One of the main benefits of using fly ash is that it improves the workability of the concrete, making it easier to pump and place. Fly ash also contributes to the long-term strength and durability of the concrete by improving its resistance to cracking and shrinkage.

It can also help mitigate the effects of alkali-silica reaction, a common cause of concrete deterioration. Furthermore, fly ash is a sustainable material that reduces the amount of waste sent to landfills and conserves natural resources.

Overall, using fly ash in concrete is a cost-effective and environmentally friendly solution with several performance benefits.


Pouring concrete during the early evening of warm summer months is recommended to ensure the best outcome. Ensure your crew and equipment are prepared to begin working when the concrete arrives.

This is because the temperature of the concrete can significantly increase while waiting in the truck. Consider how your soda would be if left in a metal container on a hot summer day.

It is essential to keep the concrete shaded from direct sunlight. Using sunshades can be beneficial to avoid direct sunshine on the wet surface. Additionally, ensure that your equipment and tools are shaded, especially if they come into contact with the concrete directly.

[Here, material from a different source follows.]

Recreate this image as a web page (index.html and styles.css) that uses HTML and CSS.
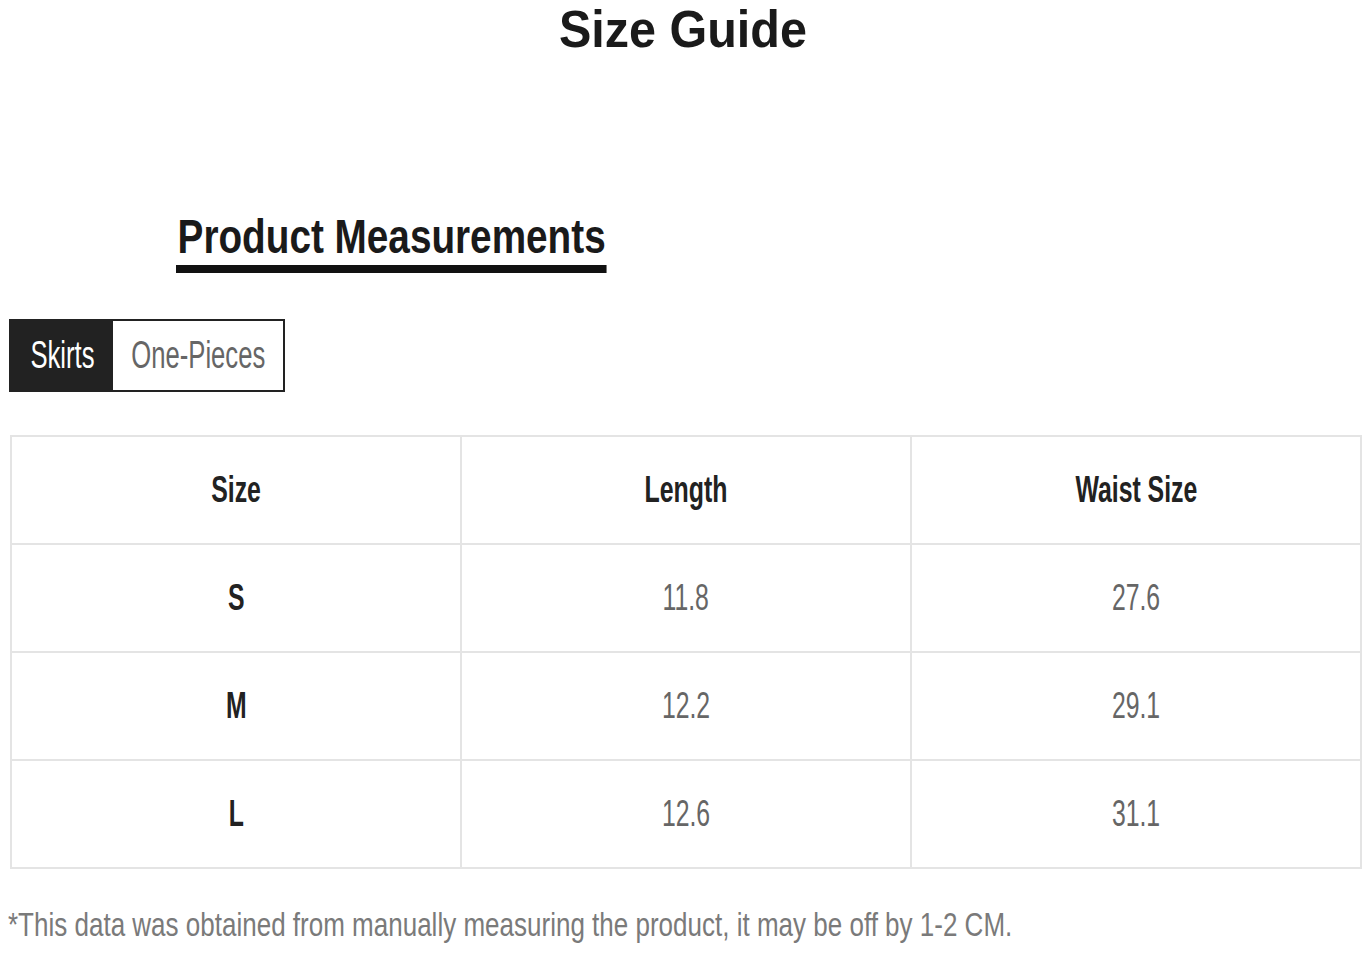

Concrete surface curing too fast might lead to concrete dusting and crumbling. It’s usually something that customers will not be happy about, so if it can be avoided, it should.

If laying concrete for exteriors on a subgrade, spray all the elements using cold water. This includes the different kinds of sub-grades, even before concrete installations. This will protect the forms and the subgrade from water absorption from the concrete.

Once the concrete is set and is bull-floated, utilize a retarder for evaporation or a monomolecular film to slow the evaporation process and retain the water on the surface.